En novembre, notre lettre « d’alerte coup de vent force 9 » évoquait bien sûr l’élection de Donald Trump. Nous avons discuté des raisons de sa victoire étonnamment large et, plus important encore, nous avons tenté d’en mesurer les conséquences pour les États-Unis et au-delà. En bref, nous avons anticipé une hausse de l’inflation américaine, nous nous sommes inquiétés d’un assaut contre les organismes de réglementation aux États-Unis et nous avons souligné que les implications du changement d’administration américaine se feraient sentir dans le monde entier. En particulier, nous avons décrit la position peu enviable de l’Europe, tant sur le plan économique (de nombreux décideurs politiques tentent de resserrer les cordons budgétaires et les droits de douane américains menacent) que politique (compte tenu de l’absence de plans d’investissement et de politique budgétaire à l’échelle de l’UE). Face à cette incertitude, nous avons maintenu la diversification comme principal moteur de notre allocation d’actifs : « Répartir les investissements au maximum (dans toutes les classes d’actifs et dans toutes les devises) semble être le moyen le plus approprié pour éviter les écueils ».

Enfin, dans notre lettre de décembre, nous avons réfléchi à la forme de révolution qui se déroule sous nos yeux. Et il ne s’agissait pas seulement des États-Unis ou du Moyen-Orient. Nous évoquions en effet les profondes difficultés rencontrées par la France et l’Allemagne et, plus généralement, une menace pour la démocratie en Europe également – le contrôle des leviers politiques et médiatiques prenant une tournure inquiétante, à l’image de ce qui se passe aux États-Unis. Le glissement à droite du monde occidental s’accompagne bien sûr d’une attitude de plus en plus protectionniste, avec des conséquences économiques que nous avons illustrées en nous penchant sur les tendances du transport maritime. Nous avons donc terminé l’année en soulignant à nouveau la nécessité d’une approche prudente et sélective. Nous avons signalé que, la Réserve fédérale ayant probablement moins de marge pour réduire les taux, nous avions vendu nos obligations américaines à long terme, mais qu’il n’en allait pas de même pour l’Europe. Enfin, nous avons rappelé à nos lecteurs que nous restons de fervents partisans des fonds alternatifs, que nous considérons comme bien placés pour tirer parti de la volatilité future des marchés.
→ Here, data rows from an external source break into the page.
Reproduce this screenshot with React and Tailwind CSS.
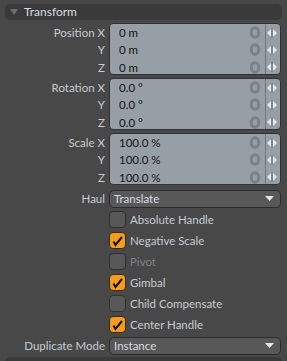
import React from "react";

const font = { fontFamily: 'Lato, "Noto Sans", sans-serif' };

function Arrows() {
  return (
    <svg width="10" height="10" viewBox="0 0 10 10">
      <path d="M4 1 L0 5 L4 9 Z" fill="#e6e9ec" />
      <path d="M6 1 L10 5 L6 9 Z" fill="#e6e9ec" />
      <rect x="4.6" y="0" width="0.8" height="10" fill="#5d6268" />
    </svg>
  );
}

function Zero() {
  return (
    <svg width="12" height="13" viewBox="0 0 12 13">
      <ellipse cx="6" cy="6.5" rx="3.8" ry="4.8" fill="none" stroke="#7a8086" strokeWidth="3" />
    </svg>
  );
}

function FieldGroup({ label, values }) {
  const axes = ["X", "Y", "Z"];
  return (
    <div className="flex">
      <div className="w-[105px] h-[52px] flex flex-col py-[1px]">
        {axes.map((a, i) => (
          <div key={a} className="flex-1 flex items-center justify-end text-[11.5px] text-[#c5ccd3]">
            {i === 0 ? `${label} ${a}` : a}
          </div>
        ))}
      </div>
      <div className="ml-[4px] w-[172px] h-[52px] rounded-[4px] border border-[#2e3236] bg-[#979fa6] relative flex flex-col">
        <div className="absolute top-0 bottom-0 left-[155px] w-px bg-[#6f767d]" />
        {values.map((v, i) => (
          <div key={i} className="flex-1 flex items-center">
            <span className="pl-[9px] flex-1 text-[11.5px] text-[#111]">{v}</span>
            <span className="w-[14px] flex justify-center mr-[2px]">
              <Zero />
            </span>
            <span className="w-[16px] flex justify-center">
              <Arrows />
            </span>
          </div>
        ))}
      </div>
    </div>
  );
}

function Dropdown({ label, value, className = "" }) {
  return (
    <div className={"flex items-center " + className}>
      <div className="w-[105px] text-right text-[11.5px] text-[#c5ccd3]">{label}</div>
      <div className="ml-[4px] w-[172px] h-[18px] rounded-[5px] border border-[#2b2b2b] bg-[#585858] flex items-center justify-between pl-[4px] pr-[6px]">
        <span className="text-[11.5px] text-[#d7dce1]">{value}</span>
        <svg width="9" height="6" viewBox="0 0 9 6">
          <path d="M0 0 L9 0 L4.5 5 Z" fill="#e4e6e8" />
        </svg>
      </div>
    </div>
  );
}

function Check({ label, checked, disabled }) {
  return (
    <div className="flex h-[21px] items-center">
      <div className="w-[109px]" />
      <div
        className={
          "w-[17px] h-[17px] rounded-[4px] border flex items-center justify-center " +
          (checked ? "bg-[#f39c1f] border-[#3a2a10]" : "bg-[#585858] border-[#2f2f2f]")
        }
      >
        {checked && (
          <svg width="13" height="13" viewBox="0 0 13 13">
            <path d="M2.5 7.5 L4.5 11 L11 3" fill="none" stroke="#111" strokeWidth="2" strokeLinejoin="miter" />
          </svg>
        )}
      </div>
      <span className={"ml-[4px] text-[11.5px] " + (disabled ? "text-[#7d8185]" : "text-[#c5ccd3]")}>{label}</span>
    </div>
  );
}

export default function App() {
  return (
    <div className="w-[287px] h-[361px] bg-[#484848] overflow-hidden" style={font}>
      <div className="pt-[4px] px-[5px]">
        <div className="h-[16px] rounded-[5px] bg-[#3a3a3a] flex items-center pl-[5px]">
          <svg width="8" height="7" viewBox="0 0 8 7">
            <path d="M0 0 L8 0 L4 6 Z" fill="#6e6e6e" />
          </svg>
          <span className="ml-[6px] text-[12px] text-[#d6dce2]">Transform</span>
        </div>
      </div>
      <div className="flex flex-col pt-[3px] gap-[3px]">
        <FieldGroup label="Position" values={["0 m", "0 m", "0 m"]} />
        <FieldGroup label="Rotation" values={["0.0 °", "0.0 °", "0.0 °"]} />
        <FieldGroup label="Scale" values={["100.0 %", "100.0 %", "100.0 %"]} />
      </div>
      <div className="flex flex-col pt-[4px]">
        <Dropdown label="Haul" value="Translate" className="h-[20px]" />
        <Check label="Absolute Handle" />
        <Check label="Negative Scale" checked />
        <Check label="Pivot" disabled />
        <Check label="Gimbal" checked />
        <Check label="Child Compensate" />
        <Check label="Center Handle" checked />
        <Dropdown label="Duplicate Mode" value="Instance" className="h-[21px]" />
      </div>
      <div className="mx-[5px] mt-[1px] h-[10px] rounded-t-[5px] bg-[#3a3a3a]" />
    </div>
  );
}
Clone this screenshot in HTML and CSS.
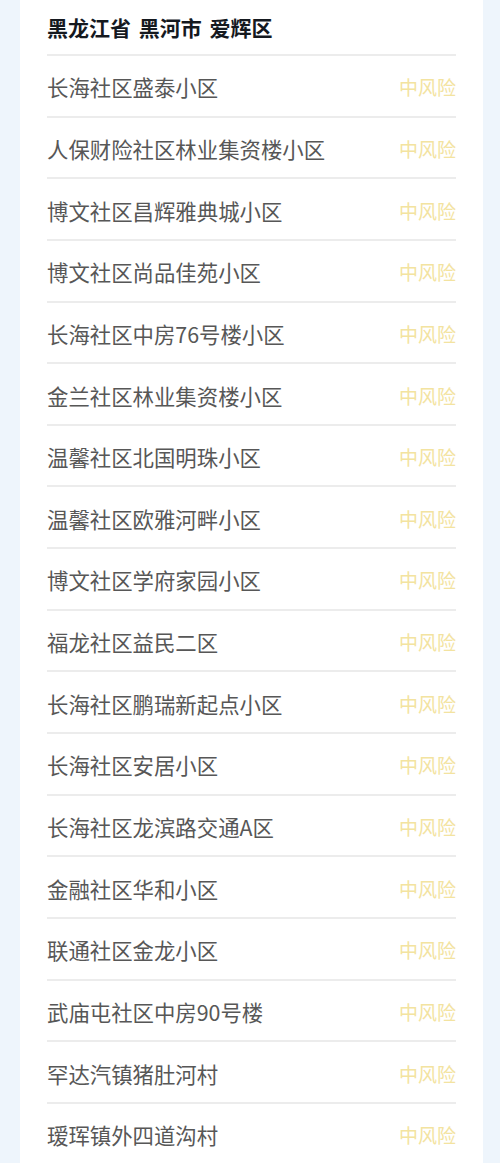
FILE: index.html
```html
<!DOCTYPE html>
<html lang="zh-CN">
<head>
    <meta charset="UTF-8">
    <meta name="viewport" content="width=device-width, initial-scale=1.0">
    <title>中风险地区</title>
    <link rel="stylesheet" href="styles.css">
</head>
<body>
    <div class="card">
        <h2 class="area-title">黑龙江省 黑河市 爱辉区</h2>
        <ul class="risk-list">
            <li class="risk-row"><span class="place">长海社区盛泰小区</span><span class="level">中风险</span></li>
            <li class="risk-row"><span class="place">人保财险社区林业集资楼小区</span><span class="level">中风险</span></li>
            <li class="risk-row"><span class="place">博文社区昌辉雅典城小区</span><span class="level">中风险</span></li>
            <li class="risk-row"><span class="place">博文社区尚品佳苑小区</span><span class="level">中风险</span></li>
            <li class="risk-row"><span class="place">长海社区中房76号楼小区</span><span class="level">中风险</span></li>
            <li class="risk-row"><span class="place">金兰社区林业集资楼小区</span><span class="level">中风险</span></li>
            <li class="risk-row"><span class="place">温馨社区北国明珠小区</span><span class="level">中风险</span></li>
            <li class="risk-row"><span class="place">温馨社区欧雅河畔小区</span><span class="level">中风险</span></li>
            <li class="risk-row"><span class="place">博文社区学府家园小区</span><span class="level">中风险</span></li>
            <li class="risk-row"><span class="place">福龙社区益民二区</span><span class="level">中风险</span></li>
            <li class="risk-row"><span class="place">长海社区鹏瑞新起点小区</span><span class="level">中风险</span></li>
            <li class="risk-row"><span class="place">长海社区安居小区</span><span class="level">中风险</span></li>
            <li class="risk-row"><span class="place">长海社区龙滨路交通A区</span><span class="level">中风险</span></li>
            <li class="risk-row"><span class="place">金融社区华和小区</span><span class="level">中风险</span></li>
            <li class="risk-row"><span class="place">联通社区金龙小区</span><span class="level">中风险</span></li>
            <li class="risk-row"><span class="place">武庙屯社区中房90号楼</span><span class="level">中风险</span></li>
            <li class="risk-row"><span class="place">罕达汽镇猪肚河村</span><span class="level">中风险</span></li>
            <li class="risk-row"><span class="place">瑷珲镇外四道沟村</span><span class="level">中风险</span></li>
        </ul>
    </div>
</body>
</html>
```

FILE: styles.css
```css
body {
    margin: 0;
    background-color: #eef5fc;
    font-family: "Noto Sans CJK SC", "Noto Sans", sans-serif;
    overflow: hidden;
}

.card {
    margin: 0 17px 0 20px;
    background-color: #ffffff;
    padding: 0 27px;
    min-height: 1163px;
}

.area-title {
    margin: 0;
    padding-top: 12px;
    height: 42px;
    font-size: 21px;
    line-height: 30px;
    font-weight: 700;
    word-spacing: 3px;
    color: #15191f;
}

.risk-list {
    list-style: none;
    margin: 0;
    padding: 0;
}

.risk-row {
    display: flex;
    justify-content: space-between;
    align-items: center;
    height: 59.65px;
    border-top: 2px solid #ececec;
}

.place {
    font-size: 21.4px;
    color: #575757;
    padding-top: 2px;
}

.level {
    font-size: 19px;
    color: #f3e3a0;
    padding-top: 2px;
}
```
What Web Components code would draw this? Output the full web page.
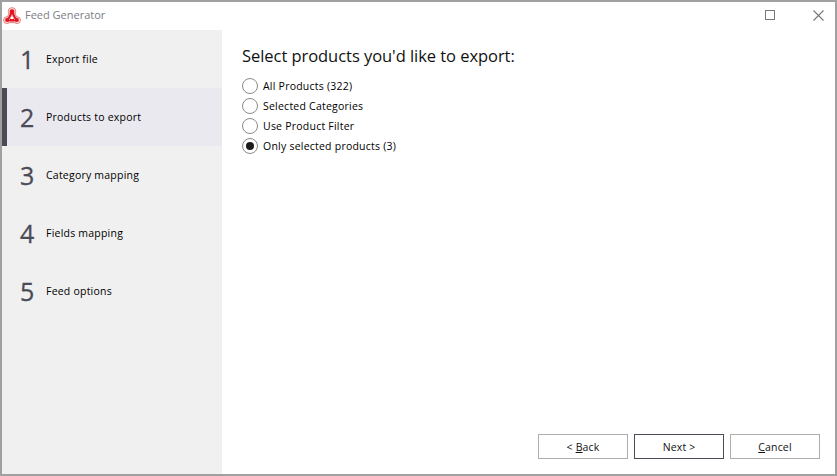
<!DOCTYPE html>
<html>
<head>
<meta charset="utf-8">
<title>Feed Generator</title>
<style>
  html, body { margin: 0; padding: 0; height: 100%; background: #fff; }
  body { font-family: "Open Sans", "Noto Sans", sans-serif; }
</style>
</head>
<body>
<template id="window-tpl">
  <style>
    :host { display: flex; flex-direction: column; box-sizing: border-box; width: 837px; height: 476px; border: 2px solid #a0a0a0; background: #fff; }
    .body { flex: 1; display: flex; min-height: 0; }
    .side { width: 220px; background: #f0f0f0; display: flex; flex-direction: column; }
    .main { flex: 1; display: flex; flex-direction: column; min-width: 0; }
  </style>
  <slot name="title"></slot>
  <div class="body">
    <div class="side"><slot name="side"></slot></div>
    <div class="main"><slot></slot></div>
  </div>
</template>

<template id="title-tpl">
  <style>
    :host { display: flex; align-items: center; height: 28px; background: #fff; color: #7d7d85; font-size: 11px; }
    .logo { width: 18px; height: 18px; margin-left: 1px; margin-right: 4px; flex: none; }
    .text { flex: 1; margin-bottom: 4px; }
    .btn { width: 46px; height: 28px; display: flex; align-items: center; justify-content: center; margin-top: -2px; }
    .btn svg { display: block; }
    .max { margin-right: 2px; }
    .close { margin-right: -6px; }
  </style>
  <svg class="logo" viewBox="0 0 18 18">
    <!-- pale outer outline of the three lobes, red core inside -->
    <g fill="#fbd9d9" stroke="#ec8585" stroke-width="1">
      <circle cx="9" cy="4.4" r="3.8"/>
      <circle cx="3.9" cy="13.2" r="3.4"/>
      <circle cx="14.1" cy="13.2" r="3.4"/>
      <path d="M6.4 6 L3.6 11 L6.2 15.6 H11.8 L14.4 11 L11.6 6 Z"/>
    </g>
    <g fill="#e0141f">
      <circle cx="9" cy="4.6" r="2.3"/>
      <circle cx="4.2" cy="13" r="2.1"/>
      <circle cx="13.8" cy="13" r="2.1"/>
      <path d="M7.2 6 L4.6 11.6 L6.6 14.6 H11.4 L13.4 11.6 L10.8 6 Z"/>
    </g>
    <circle cx="9" cy="10.6" r="1.6" fill="#fff"/>
    <path d="M9 7.6 V9 M6.2 12.4 L7.5 11.5 M11.8 12.4 L10.5 11.5" stroke="#fff" stroke-width="1" fill="none"/>
  </svg>
  <span class="text"><slot></slot></span>
  <div class="btn max"><svg width="10" height="10" viewBox="0 0 10 10"><rect x=".5" y=".5" width="9" height="9" fill="none" stroke="#777"/></svg></div>
  <div class="btn close"><svg width="11" height="11" viewBox="0 0 11 11"><path d="M.5 .5 L10.5 10.5 M10.5 .5 L.5 10.5" fill="none" stroke="#777" stroke-width="1.1"/></svg></div>
</template>

<template id="step-tpl">
  <style>
    :host { display: flex; align-items: center; box-sizing: border-box; height: 58px; color: #000; font-size: 10.5px; letter-spacing: .22px; }
    :host([active]) { background: #e9e9ef; box-shadow: inset 5px 0 0 #4b4b57; }
    .num { width: 44px; box-sizing: border-box; padding-left: 18px; font-size: 25px; -webkit-text-stroke: .3px #4b4b57; letter-spacing: 0; color: #4b4b57; line-height: 1; }
  </style>
  <span class="num"></span>
  <span class="label"><slot></slot></span>
</template>

<template id="radio-tpl">
  <style>
    :host { display: flex; align-items: center; height: 20px; font-size: 10.5px; letter-spacing: .23px; color: #000; }
    .dot { box-sizing: border-box; width: 16px; height: 16px; border-radius: 50%; border: 1px solid #8a8a8a; background: #fff; margin-right: 5px; display: flex; align-items: center; justify-content: center; flex: none; }
    :host([checked]) .dot::after { content: ""; width: 8px; height: 8px; border-radius: 50%; background: #1c1c1c; }
  </style>
  <span class="dot"></span>
  <span><slot></slot></span>
</template>

<template id="page-tpl">
  <style>
    :host { flex: 1; display: flex; flex-direction: column; padding: 14px 15px 15px 20px; min-height: 0; }
    h1 { margin: 0 0 8px; font-size: 16.5px; font-weight: 400; letter-spacing: -.05px; line-height: 24px; color: #111; }
    .list { flex: 1; display: flex; flex-direction: column; }
    .foot { display: flex; justify-content: flex-end; gap: 6px; }
  </style>
  <h1><slot name="heading"></slot></h1>
  <div class="list"><slot></slot></div>
  <div class="foot"><slot name="buttons"></slot></div>
</template>

<template id="button-tpl">
  <style>
    :host { display: flex; align-items: center; justify-content: center; box-sizing: border-box; width: 90px; height: 25px; border: 1px solid #adadad; background: #fff; color: #111; font-size: 10.5px; letter-spacing: .15px; }
    :host([default]) { border-color: #4b4b57; }
    ::slotted(u) { text-underline-offset: 1px; }
  </style>
  <slot></slot>
</template>

<fg-window>
  <fg-title slot="title">Feed Generator</fg-title>
  <fg-step slot="side" num="1">Export file</fg-step>
  <fg-step slot="side" num="2" active>Products to export</fg-step>
  <fg-step slot="side" num="3">Category mapping</fg-step>
  <fg-step slot="side" num="4">Fields mapping</fg-step>
  <fg-step slot="side" num="5">Feed options</fg-step>
  <fg-page>
    <span slot="heading">Select products you'd like to export:</span>
    <fg-radio>All Products (322)</fg-radio>
    <fg-radio>Selected Categories</fg-radio>
    <fg-radio>Use Product Filter</fg-radio>
    <fg-radio checked>Only selected products (3)</fg-radio>
    <fg-button slot="buttons">&lt;&nbsp;<u>B</u>ack</fg-button>
    <fg-button slot="buttons" default>Next &gt;</fg-button>
    <fg-button slot="buttons"><u>C</u>ancel</fg-button>
  </fg-page>
</fg-window>

<script>
// every element just clones its template, so one base class is enough
class FgBase extends HTMLElement {
  constructor(tplId) {
    super();
    this.attachShadow({ mode: 'open' });
    this.shadowRoot.appendChild(document.getElementById(tplId).content.cloneNode(true));
  }
}

class FgWindow extends FgBase { constructor() { super('window-tpl'); } }
class FgTitle extends FgBase { constructor() { super('title-tpl'); } }
class FgRadio extends FgBase { constructor() { super('radio-tpl'); } }
class FgPage extends FgBase { constructor() { super('page-tpl'); } }
class FgButton extends FgBase { constructor() { super('button-tpl'); } }

class FgStep extends FgBase {
  constructor() { super('step-tpl'); }
  connectedCallback() {
    this.shadowRoot.querySelector('.num').textContent = this.getAttribute('num');
  }
}

customElements.define('fg-window', FgWindow);
customElements.define('fg-title', FgTitle);
customElements.define('fg-step', FgStep);
customElements.define('fg-radio', FgRadio);
customElements.define('fg-page', FgPage);
customElements.define('fg-button', FgButton);
</script>
</body>
</html>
Quelle est la prochaine étape ?

Avec l’imprévisible président Trump qui prend les « commandes » des États-Unis ce mois-ci, et son « assistant » Elon Musk qui s’immisce de plus en plus dans l’arène politique internationale (par exemple en soutenant les partis d’extrême droite en Europe), tout peut arriver en 2025. Pour les investisseurs (et pour nous), il s’agit d’un véritable cauchemar. Comment faire face à toutes les « inconnues » des prochains mois : les barrières commerciales seront-elles déployées (et dans quelle mesure), l’Ukraine sera-t-elle contrainte d’accepter une défaite (contre sa volonté), les politiques climatiques existantes seront-elles inversées, la démocratie survivra-t-elle, l’OTAN sera-t-elle toujours soutenue par les États-Unis, l’UE continuera-t-elle d’exister sous sa forme actuelle, la dette publique restera-t-elle soutenable, les entreprises seront-elles capables de s’adapter assez rapidement aux nouvelles technologies (IA), la situation au Moyen-Orient échappera-t-elle à tout contrôle, la Chine restera-t-elle un géant endormi, l’inflation sera-t-elle maintenue sous contrôle, etc. ?

Certes, le monde a déjà connu des situations difficiles, mais nous avons toujours réussi à redresser la barre et à aller de l’avant, même si cela nous a parfois coûté très cher. Nous pensons que cette fois-ci ne sera pas différente.

Pour l’heure, notre objectif doit d’abord être de protéger le patrimoine de nos clients et, ensuite, de veiller à ne pas manquer l’opportunité éventuelle d’une envolée des marchés financiers si tout devait s’arranger. En effet, certaines des « inconnues » mentionnées précédemment pourraient s’avérer positives pour certains segments du marché.

Comment cela peut-il se faire ?

La règle n° 1 est d’être aussi diversifié que possible, en s’exposant à toutes les classes d’actifs, dans le monde entier.

La règle n° 2 est de ne pas paniquer, quoi qu’il arrive. Les investisseurs doivent rester sur leurs positions : certaines vont générer des gains, d’autres peuvent perdre un peu, mais en moyenne, le résultat sera plus ou moins bon en temps voulu.

La règle n° 3 consiste à s’appuyer – pour une partie du portefeuille – sur les gestionnaires de fonds alternatifs les plus expérimentés et les plus avisés. Ils devraient être en mesure de surfer sur les vagues à venir.

La règle n° 4 consiste à se constituer un petit « trésor de guerre », c’est-à-dire de disposer d’un peu de liquidités ou de conserver de l’or physique.

Nous vous souhaitons une année 2025 saine, heureuse et sûre, qui promet d’être imprévisible et mouvementée.